You know that feeling that you get when you’ve watched a film or read a book that sticks with you; you are affected by it for whatever reason and cannot shake off thinking about it. You talk about it at work and rope friends into watching it or reading it, just so that you’ve got someone to share the drama with. Multiply that feeling that by 50, and you get a sense of what it’s like to take part in The Lucky Ones: a month-long live theatre experience that places you at the centre of the plot. You become the hero of your own story.

Pitched as theatre for the Netflix generation, the production turns the idea of theatre on its head.
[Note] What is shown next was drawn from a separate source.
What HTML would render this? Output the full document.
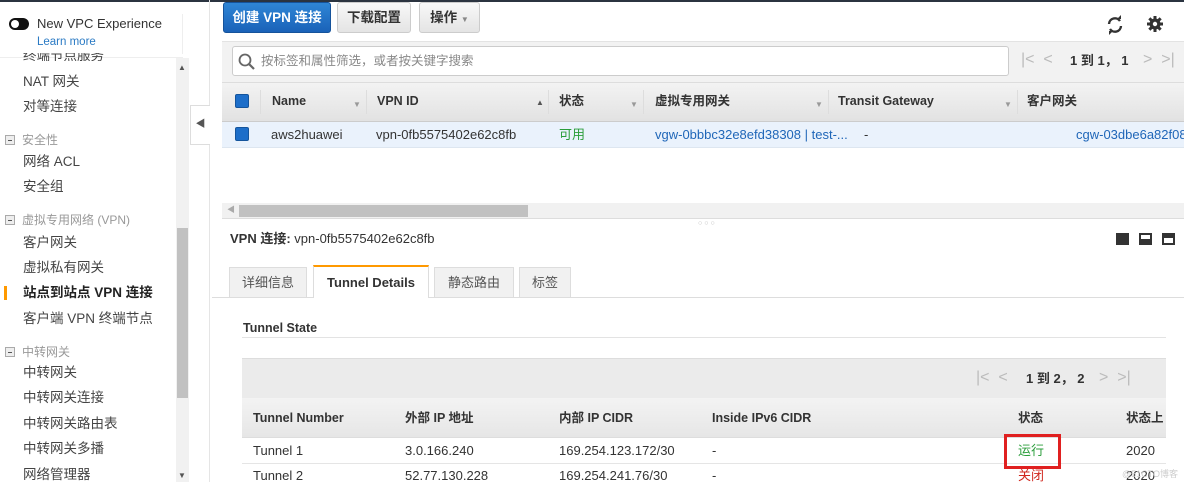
<!DOCTYPE html>
<html><head><meta charset="utf-8"><style>
*{box-sizing:border-box;margin:0;padding:0}
body{width:1184px;height:482px;overflow:hidden;background:#fff;font-family:"Liberation Sans","Noto Sans CJK SC",sans-serif;font-size:13px;line-height:16px;color:#333;position:relative}
.a{position:absolute;white-space:nowrap}
.nav{font-size:13.5px;color:#444;left:23px}
.grp{font-size:12px;color:#999;left:22px}
.mi{position:absolute;left:5px;width:10px;height:10px;border:1px solid #aaa;background:#eee}
.mi:after{content:"";position:absolute;left:2px;top:3.5px;width:4px;height:1px;background:#555}
.btn{position:absolute;top:2px;height:31px;border:1px solid #ccc;border-radius:3px;background:linear-gradient(#f8f8f8,#e4e4e4);font-weight:bold;font-size:13.5px;line-height:29px;text-align:center;color:#333}
.th{font-weight:bold;font-size:12.5px;color:#333}
.cb{position:absolute;width:14px;height:14px;background:#1d6ec9;border-radius:2px;border:1px solid #14549c}
.sep{position:absolute;width:1px;background:#ddd}
.tri{position:absolute;font-size:8px;color:#999}
</style></head><body>
<div class="a" style="left:0;top:0;width:1184px;height:2px;background:#2b3440"></div>
<!-- sidebar -->
<div class="a" style="left:182px;top:14px;width:1px;height:40px;background:#eee"></div>
<div class="a" style="left:9px;top:18px;width:20px;height:12px;border-radius:6px;background:#111"></div>
<div class="a" style="left:11px;top:20px;width:8px;height:8px;border-radius:4px;background:#fff"></div>
<div class="a" style="left:37px;top:16px;font-size:13px;color:#333">New VPC Experience</div>
<div class="a" style="left:37px;top:34px;font-size:11.5px;color:#2a7ac4">Learn more</div>
<div class="a" style="left:0;top:57px;width:183px;height:1px;background:#eee"></div>
<div class="a nav" style="top:53px;height:8px;overflow:hidden;line-height:6px">终端节点服务</div>
<div class="a nav" style="top:74px">NAT 网关</div>
<div class="a nav" style="top:99px">对等连接</div>
<div class="mi" style="top:135px"></div><div class="a grp" style="top:132px">安全性</div>
<div class="a nav" style="top:154px">网络 ACL</div>
<div class="a nav" style="top:179px">安全组</div>
<div class="mi" style="top:215px"></div><div class="a grp" style="top:212px">虚拟专用网络 (VPN)</div>
<div class="a nav" style="top:235px">客户网关</div>
<div class="a nav" style="top:260px">虚拟私有网关</div>
<div class="a" style="left:4px;top:286px;width:3px;height:14px;background:#f90"></div>
<div class="a nav" style="top:285px;font-weight:bold;color:#222">站点到站点 VPN 连接</div>
<div class="a nav" style="top:311px">客户端 VPN 终端节点</div>
<div class="mi" style="top:347px"></div><div class="a grp" style="top:344px">中转网关</div>
<div class="a nav" style="top:365px">中转网关</div>
<div class="a nav" style="top:390px">中转网关连接</div>
<div class="a nav" style="top:416px">中转网关路由表</div>
<div class="a nav" style="top:441px">中转网关多播</div>
<div class="a nav" style="top:467px">网络管理器</div>
<div class="a" style="left:176px;top:58px;width:13px;height:424px;background:#f1f1f1"></div>
<div class="a" style="left:177px;top:228px;width:11px;height:170px;background:#c1c1c1"></div>
<div class="a" style="left:178px;top:60px;font-size:8px;color:#555">▲</div>
<div class="a" style="left:178px;top:468px;font-size:8px;color:#555">▼</div>
<div class="a" style="left:209px;top:0;width:1px;height:482px;background:#e5e5e5"></div>
<div class="a" style="left:190px;top:105px;width:20px;height:40px;border:1px solid #ddd;border-right:none;background:#fff;font-size:10px;color:#555;line-height:38px;text-align:center">◀</div>
<!-- buttons -->
<div class="btn" style="left:223px;width:108px;background:linear-gradient(#2f86d6,#1a62b8);border-color:#15539b;color:#fff">创建 VPN 连接</div>
<div class="btn" style="left:337px;width:74px">下载配置</div>
<div class="btn" style="left:419px;width:61px">操作 <span style="font-size:8px;color:#888">▼</span></div>
<svg class="a" style="left:1105px;top:15px" width="20" height="20" viewBox="0 0 20 20"><path d="M4 9a6 6 0 0 1 11-3M16 11a6 6 0 0 1-11 3" stroke="#333" stroke-width="2.4" fill="none"/><path d="M12 4l4 0 0-4z M8 16l-4 0 0 4z" fill="#333"/></svg>
<svg class="a" style="left:1146px;top:15px" width="18" height="18" viewBox="0 0 18 18"><g fill="#333"><circle cx="9" cy="9" r="5.5"/><rect x="7.5" y="1" width="3" height="16"/><rect x="1" y="7.5" width="16" height="3"/><rect x="7.5" y="1" width="3" height="16" transform="rotate(45 9 9)"/><rect x="7.5" y="1" width="3" height="16" transform="rotate(-45 9 9)"/></g><circle cx="9" cy="9" r="2.2" fill="#fff"/></svg>
<!-- filter bar -->
<div class="a" style="left:222px;top:41px;width:962px;height:41px;background:#f2f2f2;border-top:1px solid #e3e3e3"></div>
<div class="a" style="left:232px;top:46px;width:777px;height:30px;background:#fff;border:1px solid #ccc;border-radius:3px"></div>
<svg class="a" style="left:238px;top:53px" width="18" height="18"><circle cx="7" cy="7" r="5.5" stroke="#666" stroke-width="1.8" fill="none"/><path d="M11 11l5 5" stroke="#666" stroke-width="2.2"/></svg>
<div class="a" style="left:261px;top:53px;color:#888;font-size:12.5px">按标签和属性筛选，或者按关键字搜索</div>
<div class="a" style="left:1021px;top:52px;color:#bbb;font-size:16px">|&lt;&nbsp;&nbsp;&lt;</div>
<div class="a" style="left:1070px;top:53px;font-weight:bold;font-size:13px;color:#333">1 到 1， 1</div>
<div class="a" style="left:1143px;top:52px;color:#bbb;font-size:16px">&gt;&nbsp;&nbsp;&gt;|</div>
<!-- table header -->
<div class="a" style="left:222px;top:82px;width:962px;height:40px;background:linear-gradient(#f3f3f3,#e2e2e2);border-top:1px solid #ddd;border-bottom:1px solid #ccc"></div>
<div class="cb" style="left:235px;top:94px"></div>
<div class="sep" style="left:260px;top:90px;height:24px"></div>
<div class="a th" style="left:272px;top:93px">Name</div><div class="tri" style="left:353px;top:97px">▼</div>
<div class="sep" style="left:366px;top:90px;height:24px"></div>
<div class="a th" style="left:377px;top:93px">VPN ID</div><div class="tri" style="left:536px;top:95px;color:#555">▲</div>
<div class="sep" style="left:548px;top:90px;height:24px"></div>
<div class="a th" style="left:559px;top:93px">状态</div><div class="tri" style="left:630px;top:97px">▼</div>
<div class="sep" style="left:643px;top:90px;height:24px"></div>
<div class="a th" style="left:655px;top:93px">虚拟专用网关</div><div class="tri" style="left:815px;top:97px">▼</div>
<div class="sep" style="left:828px;top:90px;height:24px"></div>
<div class="a th" style="left:838px;top:93px">Transit Gateway</div><div class="tri" style="left:1004px;top:97px">▼</div>
<div class="sep" style="left:1017px;top:90px;height:24px"></div>
<div class="a th" style="left:1027px;top:93px">客户网关</div>
<!-- row -->
<div class="a" style="left:222px;top:122px;width:962px;height:26px;background:#eaf2fc;border-bottom:1px solid #dde6f0"></div>
<div class="cb" style="left:235px;top:127px"></div>
<div class="a" style="left:271px;top:127px">aws2huawei</div>
<div class="a" style="left:376px;top:127px">vpn-0fb5575402e62c8fb</div>
<div class="a" style="left:559px;top:127px;color:#2a9d3a">可用</div>
<div class="a" style="left:655px;top:127px;color:#1f66b8">vgw-0bbbc32e8efd38308 | test-...</div>
<div class="a" style="left:864px;top:127px">-</div>
<div class="a" style="left:1076px;top:127px;color:#1f66b8">cgw-03dbe6a82f087</div>
<!-- h scrollbar -->
<div class="a" style="left:222px;top:203px;width:962px;height:16px;background:#f1f1f1;border-bottom:1px solid #ddd"></div>
<div class="a" style="left:239px;top:205px;width:289px;height:12px;background:#c1c1c1"></div>
<div class="a" style="left:227px;top:205px;font-size:8px;color:#aaa;line-height:10px">◀</div>
<div class="a" style="left:698px;top:220px;font-size:7px;color:#bbb;letter-spacing:2px;line-height:8px">○○○</div>
<!-- details -->
<div class="a" style="left:230px;top:231px;font-size:13px"><b>VPN 连接:</b> vpn-0fb5575402e62c8fb</div>
<div class="a" style="left:1116px;top:233px;width:13px;height:12px;background:#333"></div>
<div class="a" style="left:1139px;top:233px;width:13px;height:12px;border:2px solid #333;border-bottom-width:6px"></div>
<div class="a" style="left:1162px;top:233px;width:13px;height:12px;border:2px solid #333;border-top-width:5px"></div>
<div class="a" style="left:212px;top:297px;width:972px;height:1px;background:#ddd"></div>
<div class="a" style="left:229px;top:267px;width:78px;height:31px;background:#f1f1f1;border:1px solid #ddd;text-align:center;line-height:29px;color:#555">详细信息</div>
<div class="a" style="left:313px;top:265px;width:116px;height:33px;background:#fff;border:1px solid #ddd;border-top:2px solid #f90;border-bottom:none;text-align:center;line-height:31px;font-weight:bold">Tunnel Details</div>
<div class="a" style="left:434px;top:267px;width:80px;height:31px;background:#f1f1f1;border:1px solid #ddd;text-align:center;line-height:29px;color:#555">静态路由</div>
<div class="a" style="left:519px;top:267px;width:52px;height:31px;background:#f1f1f1;border:1px solid #ddd;text-align:center;line-height:29px;color:#555">标签</div>
<div class="a" style="left:243px;top:320px;font-weight:bold;font-size:12.5px">Tunnel State</div>
<div class="a" style="left:242px;top:337px;width:924px;height:1px;background:#e3e3e3"></div>
<div class="a" style="left:242px;top:358px;width:924px;height:40px;background:#ebebeb;border-top:1px solid #ddd"></div>
<div class="a" style="left:976px;top:370px;color:#bbb;font-size:16px">|&lt;&nbsp;&nbsp;&lt;</div>
<div class="a" style="left:1026px;top:371px;font-weight:bold;font-size:13px">1 到 2， 2</div>
<div class="a" style="left:1099px;top:370px;color:#bbb;font-size:16px">&gt;&nbsp;&nbsp;&gt;|</div>
<div class="a" style="left:242px;top:398px;width:924px;height:40px;background:linear-gradient(#f3f3f3,#e6e6e6);border-bottom:1px solid #ddd"></div>
<div class="a th" style="left:253px;top:410px">Tunnel Number</div>
<div class="a th" style="left:405px;top:410px">外部 IP 地址</div>
<div class="a th" style="left:559px;top:410px">内部 IP CIDR</div>
<div class="a th" style="left:712px;top:410px">Inside IPv6 CIDR</div>
<div class="a th" style="left:1018px;top:410px">状态</div>
<div class="a th" style="left:1126px;top:410px">状态上</div>
<div class="a" style="left:253px;top:443px">Tunnel 1</div>
<div class="a" style="left:405px;top:443px">3.0.166.240</div>
<div class="a" style="left:559px;top:443px">169.254.123.172/30</div>
<div class="a" style="left:712px;top:443px">-</div>
<div class="a" style="left:1018px;top:443px;color:#2a9d3a">运行</div>
<div class="a" style="left:1126px;top:443px">2020</div>
<div class="a" style="left:242px;top:463px;width:924px;height:1px;background:#e5e5e5"></div>
<div class="a" style="left:253px;top:468px">Tunnel 2</div>
<div class="a" style="left:405px;top:468px">52.77.130.228</div>
<div class="a" style="left:559px;top:468px">169.254.241.76/30</div>
<div class="a" style="left:712px;top:468px">-</div>
<div class="a" style="left:1018px;top:468px;color:#d0271d">关闭</div>
<div class="a" style="left:1126px;top:468px">2020</div>
<div class="a" style="left:1004px;top:434px;width:57px;height:35px;border:3px solid #e02020"></div>
<div class="a" style="left:1122px;top:466px;font-size:9px;color:#ccc">@51CTO博客</div>
</body></html>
The city of Leeds is the setting, and you are not the audience: you are a part of the action and the only person being watched is you.

Before you know it, you find yourself playing the lead through an espionage-themed series of events: participants allow ‘Capital Experience’, a company within the roleplay that has a dystopian, Orwellian, 1984 feel to it, to manage your happiness. They contact you via text, email and mail. They arrange to meet you for clandestine parcel swaps whilst surreptitiously taking photographs of you. The images are pinned to a notice board in a city centre flat that you’re ordered to ransack for clues about a wayward ‘Capital’ employee. And all this is prefaced with the ominous phrase: “Your happiness is our primary concern”. Very creepy. But also, very thrilling.
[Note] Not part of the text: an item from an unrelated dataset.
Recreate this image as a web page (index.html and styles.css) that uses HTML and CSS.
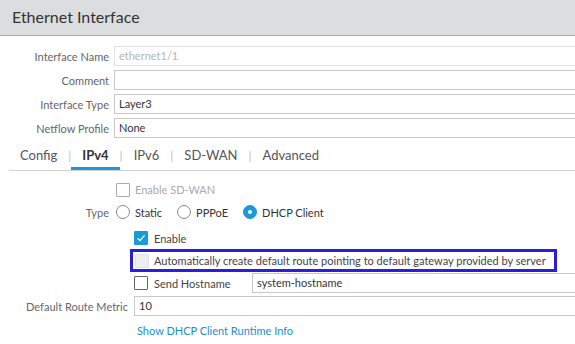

After two and a half weeks of slowly unravelling the plot, you become quite accustomed to decoding smuggled messages. It’s normal to have a loaded telephone conversation with a stranger, on a Wednesday night in your dressing-gown, to locate a dangerous woman. You don’t think twice about dragging your bemused mate to the Everyman Cinema to deliver a password to an equally bemused member of staff who hands you a USB and wishes you luck. Eventually, if you aren’t frequently told by some unknown that ‘your happiness is their primary concern’, you feel a bit adrift.

This one-off experience is unlike anything I have taken part in before. The focus to detail is what makes the whole production so electrifying and gripping for each participant; Riptide, the immersive theatre company, go to great lengths to personalise your involvement. They use the contact details you provide on your application form to gather specifics about you, enabling them to tailor gifts and action to everyone. Perhaps the only criticism of the experience is the fact that after four weeks, you cannot help but lose some of the energy you had for the it at the beginning and what is initially arresting, almost becomes every day.

Nevertheless, The Lucky Ones was an unforgettable experience. It demanded bravery and imagination from its participants and has transformed the way I view theatre. I urge you to keep your eyes peeled for Riptide’s next venture; it won’t disappoint.